A professional appraiser can come in handy here, as they will be able to do more investigative reporting for you and give you a more accurate idea of how your company compares.
A liquidation valuation is used to determine the value of the company as if it were being liquidated and sold in the near future. This is useful if you’re planning on selling your company soon or if you simply want a quick idea of how much your company could feasibly sell for at that moment.
To determine your liquidation value, ignore future cash flows and instead look at your tangible assets. Determine their market value to get an idea of their immediate value. This includes any real estate your company owns, as well as items like office supplies. Then total up the value of your tangible assets for your liquidation value.
Liquidation value = auction value – liabilities
For example, say your company has liabilities of $200,000. You then look at the book value of your assets and have them assessed for auction value. They’re valued for auction at $500,000. Next, you subtract the liabilities from your auction value, giving you a liquidation value of $300,000.

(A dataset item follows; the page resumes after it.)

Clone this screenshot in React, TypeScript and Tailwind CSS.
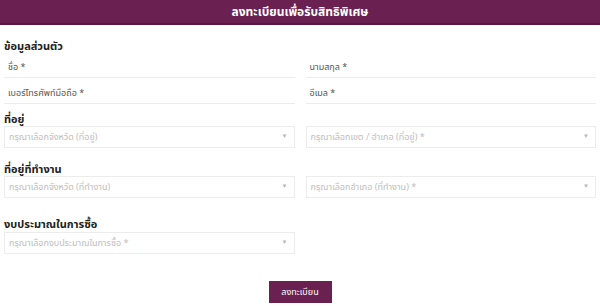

This doesn’t factor in any intangible assets, as they can be harder to pin a value on, and in some cases, harder to sell. But, this will give you an idea of how much your company is worth in the short term. Just know that this value is likely a little low, as your intangible assets could be worth an additional amount.
Knowing your worth
Knowing the value of your assets is an integral part of general business valuation. It’s also essential for keeping tabs on your business’s health because it helps you stay aware of whether or not your overall value as a company is growing.
Asset valuation can take time, but with proper planning, you can become a pro at it. Reference existing business documents to make life a little easier, go slowly and remind yourself that this entire process is only possible because you started your own business in the first place.
You’ve made it this far, you can make it through an asset valuation. Besides, how else can you brag to your friends that your business is worth more than it was a year ago?